Except that good, sweet, courteous Karen Cartwright has the decency to have her adorably in-her-underwear meltdown up in the rafters somewhere, so she won't upset the investors and the other cast, because that's Star Quality.  Also it has the side benefit of having the director re-fall in love with you, because he can only direct people he's sleeping with or wants to sleep with.  No luck if he's already bedded you though; you used up all that goodwill during previews.  Dummy.

I mean, what is there to say?  So Karen goes on, despite the misgivings of everyone in the place, and she's great.  Good for her.  It would be ungenerous of me not to point out that in the actual numbers, Katharine McPhee was really excellent and compelling and yes, embodied Marilyn a bit, if only because they finally decided that a close-up on her now-steely eyes would indicate how everyone underestimated her.  To be clear, I love the show numbers (except they never show us much of "20th Century Fox Mambo" because I think the chorus is all there is there, really) unequivocally, and they continue to be beautifully staged.  That part is super-fun.   All the show stuff is accurate and fun and exciting, including Tom procrastinating on finishing the song because “we have hours”!   I would watch this musical.  I would probably like this musical.  I'm sure I would like it even more if Ivy were playing Marilyn.

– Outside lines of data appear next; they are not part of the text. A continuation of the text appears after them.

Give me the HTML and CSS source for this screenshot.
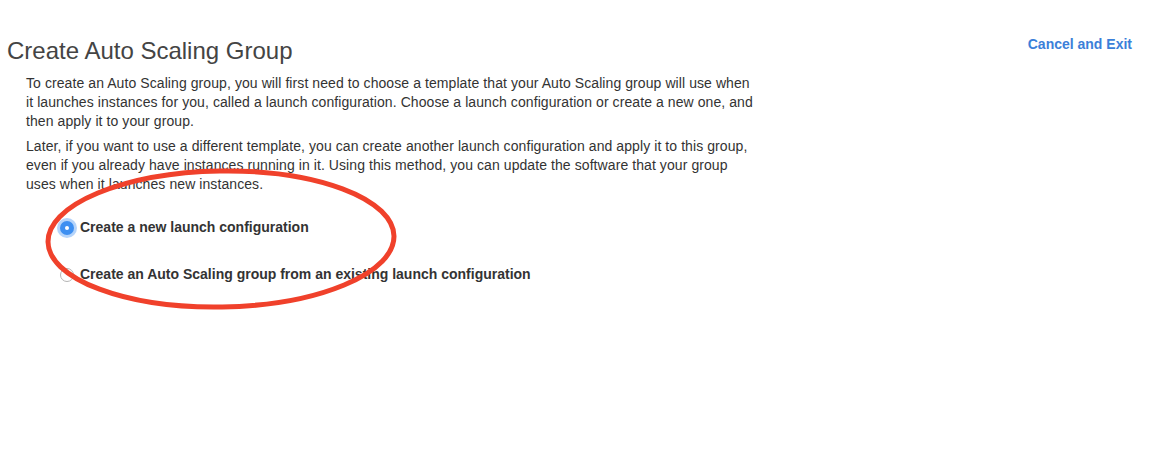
FILE: index.html
```html
<!DOCTYPE html>
<html>
<head>
<meta charset="utf-8">
<link rel="stylesheet" href="styles.css">
</head>
<body>
<div class="page">
  <div class="header">
    <h1 class="title">Create Auto Scaling Group</h1>
    <a class="cancel" href="#">Cancel and Exit</a>
  </div>
  <div class="content">
    <p class="para">To create an Auto Scaling group, you will first need to choose a template that your Auto Scaling group will use when it launches instances for you, called a launch configuration. Choose a launch configuration or create a new one, and then apply it to your group.</p>
    <p class="para">Later, if you want to use a different template, you can create another launch configuration and apply it to this group, even if you already have instances running in it. Using this method, you can update the software that your group uses when it launches new instances.</p>
    <div class="options">
      <label class="option"><span class="radio checked"></span><span class="label">Create a new launch configuration</span></label>
      <label class="option"><span class="radio"></span><span class="label">Create an Auto Scaling group from an existing launch configuration</span></label>
    </div>
  </div>
  <svg class="annotation" width="420" height="170" viewBox="0 0 420 170">
    <ellipse cx="197" cy="72" rx="173" ry="68" fill="none" stroke="#f0412b" stroke-width="5" transform="rotate(-1 197 72)"/>
  </svg>
</div>
</body>
</html>
```
FILE: styles.css
```css
* { box-sizing: border-box; }
html, body { margin: 0; padding: 0; background: #fff; }
body {
  font-family: "Liberation Sans", Arial, Helvetica, sans-serif;
  color: #333;
}
.page {
  position: relative;
  width: 1171px;
  height: 452px;
}
.header {
  display: flex;
  justify-content: space-between;
  align-items: flex-start;
  padding: 36px 39px 0 7px;
}
.title {
  margin: 0;
  font-size: 24px;
  font-weight: normal;
  color: #444;
  line-height: 30px;
}
.cancel {
  font-size: 14px;
  font-weight: bold;
  color: #3b7fd9;
  text-decoration: none;
  line-height: 17px;
  margin-top: 0;
}
.content {
  padding: 8px 0 0 26px;
  width: 758px;
}
.para {
  margin: 0 0 6px 0;
  font-size: 14px;
  line-height: 19px;
  letter-spacing: 0.08px;
  color: #333;
}
.options {
  display: flex;
  flex-direction: column;
  gap: 28px;
  padding: 18px 0 0 34px;
}
.option {
  display: flex;
  align-items: center;
  gap: 6px;
  font-size: 14px;
  font-weight: bold;
  color: #333;
  line-height: 19px;
}
.radio {
  width: 14px;
  height: 14px;
  border-radius: 50%;
  border: 1px solid #b5b5b5;
  background: #fff;
  position: relative;
  flex: none;
}
.radio.checked {
  border: none;
  background: #3d8ff1;
  box-shadow: 0 0 0 3px rgba(90, 160, 245, 0.45);
}
.radio.checked::after {
  content: "";
  position: absolute;
  width: 4px;
  height: 4px;
  border-radius: 50%;
  background: #fff;
  left: 5px;
  top: 5px;
}
.annotation {
  position: absolute;
  left: 24px;
  top: 167px;
}
```
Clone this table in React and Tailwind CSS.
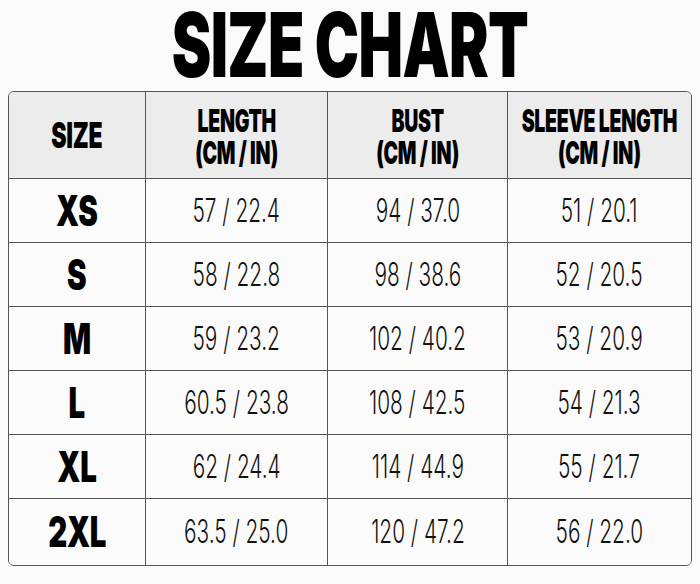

It's just that characters in a musical are only there for two hours.  In fact, there's probably a lot more similarity in writing musicals and movies than there is to writing television.  It's the old argument, but it's at the end of the season, so indulge me.  Television is looked down upon still, and yes, there are many examples of why.  But TV has the bigger task by millions.  It's not 100 minutes with these characters; it's 15 hours, in this case, and you have to keep them moving and developing and changing, or your audience quite rightly gets bored.  Or confused, like when your “smart, confident” career woman suddenly has an affair and then just as suddenly remembers how she doesn't want to ruin her family and so her husband finds out she's cheating via a song on the piano.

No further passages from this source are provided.